* [YOUR OBJECTIVE] Every record should be repeated exactly, except that pictures are left out.

- - - - - - -

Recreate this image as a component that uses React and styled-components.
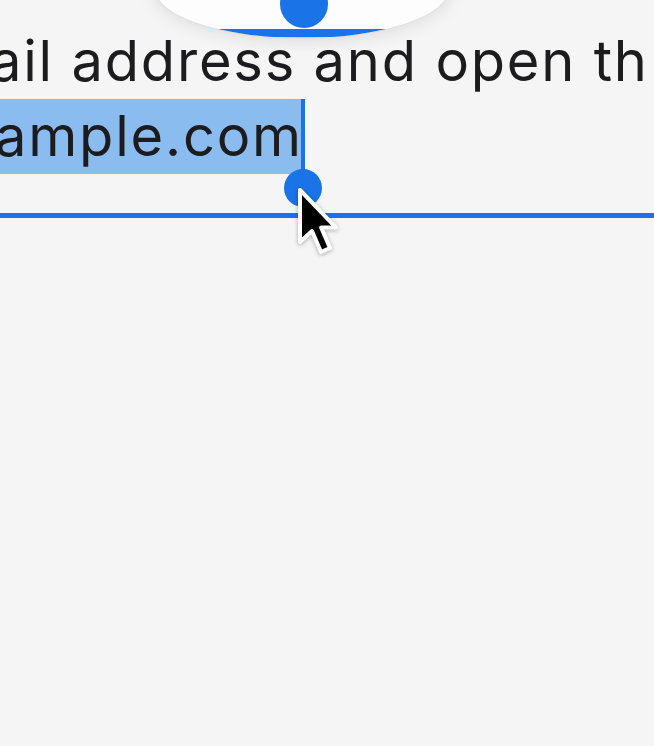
import React from 'react';
import styled, { createGlobalStyle } from 'styled-components';

const GlobalStyle = createGlobalStyle`
  html, body {
    margin: 0;
    padding: 0;
    background: #f5f5f5;
    overflow: hidden;
  }
`;

const Page = styled.div`
  position: relative;
  display: flex;
  flex-direction: column;
  width: 654px;
  height: 746px;
  background: #f5f5f5;
  overflow: hidden;
  font-family: Inter, "Noto Sans", sans-serif;
  color: #1c1c1e;
`;

const Loupe = styled.div`
  position: absolute;
  left: 155px;
  top: -62px;
  width: 294px;
  height: 100px;
  border-radius: 50%;
  background: #fdfdfd;
  box-shadow: 0 0 20px rgba(0, 0, 0, 0.14), 0 0 2px rgba(0, 0, 0, 0.06);
  overflow: hidden;
`;

const LoupeDot = styled.div`
  position: absolute;
  left: 125px;
  top: 42px;
  width: 48px;
  height: 48px;
  border-radius: 50%;
  background: #1a74e8;
`;

const LoupeBar = styled.div`
  position: absolute;
  left: 0;
  right: 0;
  bottom: 1px;
  height: 8px;
  background: #1a74e8;
  box-shadow: 0 1px 1px rgba(120, 180, 250, 0.6);
`;

const TextBlock = styled.div`
  display: flex;
  flex-direction: column;
  padding-top: 24px;
  font-size: 56px;
  line-height: 75px;
  letter-spacing: 1.8px;
  white-space: nowrap;
`;

const Line = styled.div`
  margin-left: ${(p) => p.$shift}px;
`;

const Selected = styled.span`
  position: relative;
  display: inline-block;
  background: #8bbcf0;
`;

const Caret = styled.span`
  position: absolute;
  right: -2px;
  top: 0;
  width: 4px;
  height: 84px;
  background: #1a74e8;
`;

const Handle = styled.span`
  position: absolute;
  right: -19px;
  top: 70px;
  width: 38px;
  height: 38px;
  border-radius: 50%;
  background: #1a74e8;
`;

const Underline = styled.div`
  margin-top: 39px;
  height: 5px;
  background: #1a74e8;
`;

const Pointer = styled.svg`
  position: absolute;
  left: 296px;
  top: 186px;
  width: 44px;
  height: 72px;
  filter: drop-shadow(0 1px 2px rgba(0, 0, 0, 0.3));
`;

export default function App() {
  return (
    <Page>
      <GlobalStyle />
      <TextBlock>
        <Line $shift={-10}>ail address and open th</Line>
        <Line $shift={-5}>
          <Selected>
            ample.com
            <Caret />
            <Handle />
          </Selected>
        </Line>
      </TextBlock>
      <Underline />
      <Loupe>
        <LoupeDot />
        <LoupeBar />
      </Loupe>
      <Pointer viewBox="0 0 22 36">
        <path
          d="M2 2 L2 28 L8 22.5 L12.5 33 L17 31 L12.6 20.8 L20 20.8 Z"
          fill="#000"
          stroke="#fff"
          strokeWidth="2"
          strokeLinejoin="round"
        />
      </Pointer>
    </Page>
  );
}
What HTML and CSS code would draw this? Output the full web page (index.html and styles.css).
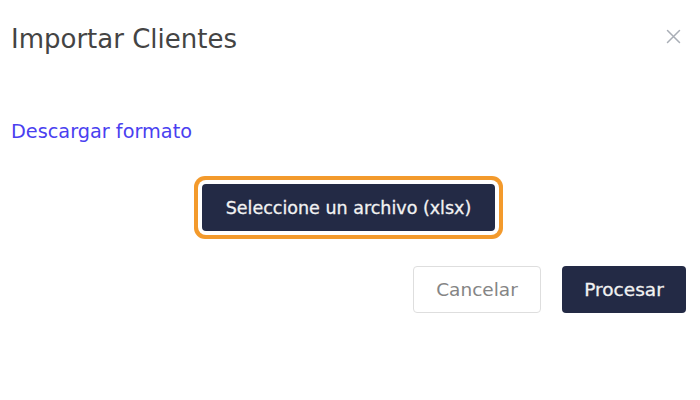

- - - - - - -

* [RESULT FOR THIS EXERCISE]
Recreate this image as a component that uses React and styled-components.
import React from 'react';
import styled, { createGlobalStyle } from 'styled-components';

const GlobalStyle = createGlobalStyle`
  html, body {
    margin: 0;
    padding: 0;
    background: #f5f5f5;
    overflow: hidden;
  }
`;

const Page = styled.div`
  position: relative;
  display: flex;
  flex-direction: column;
  width: 654px;
  height: 746px;
  background: #f5f5f5;
  overflow: hidden;
  font-family: Inter, "Noto Sans", sans-serif;
  color: #1c1c1e;
`;

const Loupe = styled.div`
  position: absolute;
  left: 155px;
  top: -62px;
  width: 294px;
  height: 100px;
  border-radius: 50%;
  background: #fdfdfd;
  box-shadow: 0 0 20px rgba(0, 0, 0, 0.14), 0 0 2px rgba(0, 0, 0, 0.06);
  overflow: hidden;
`;

const LoupeDot = styled.div`
  position: absolute;
  left: 125px;
  top: 42px;
  width: 48px;
  height: 48px;
  border-radius: 50%;
  background: #1a74e8;
`;

const LoupeBar = styled.div`
  position: absolute;
  left: 0;
  right: 0;
  bottom: 1px;
  height: 8px;
  background: #1a74e8;
  box-shadow: 0 1px 1px rgba(120, 180, 250, 0.6);
`;

const TextBlock = styled.div`
  display: flex;
  flex-direction: column;
  padding-top: 24px;
  font-size: 56px;
  line-height: 75px;
  letter-spacing: 1.8px;
  white-space: nowrap;
`;

const Line = styled.div`
  margin-left: ${(p) => p.$shift}px;
`;

const Selected = styled.span`
  position: relative;
  display: inline-block;
  background: #8bbcf0;
`;

const Caret = styled.span`
  position: absolute;
  right: -2px;
  top: 0;
  width: 4px;
  height: 84px;
  background: #1a74e8;
`;

const Handle = styled.span`
  position: absolute;
  right: -19px;
  top: 70px;
  width: 38px;
  height: 38px;
  border-radius: 50%;
  background: #1a74e8;
`;

const Underline = styled.div`
  margin-top: 39px;
  height: 5px;
  background: #1a74e8;
`;

const Pointer = styled.svg`
  position: absolute;
  left: 296px;
  top: 186px;
  width: 44px;
  height: 72px;
  filter: drop-shadow(0 1px 2px rgba(0, 0, 0, 0.3));
`;

export default function App() {
  return (
    <Page>
      <GlobalStyle />
      <TextBlock>
        <Line $shift={-10}>ail address and open th</Line>
        <Line $shift={-5}>
          <Selected>
            ample.com
            <Caret />
            <Handle />
          </Selected>
        </Line>
      </TextBlock>
      <Underline />
      <Loupe>
        <LoupeDot />
        <LoupeBar />
      </Loupe>
      <Pointer viewBox="0 0 22 36">
        <path
          d="M2 2 L2 28 L8 22.5 L12.5 33 L17 31 L12.6 20.8 L20 20.8 Z"
          fill="#000"
          stroke="#fff"
          strokeWidth="2"
          strokeLinejoin="round"
        />
      </Pointer>
    </Page>
  );
}
What HTML and CSS code would draw this? Output the full web page (index.html and styles.css).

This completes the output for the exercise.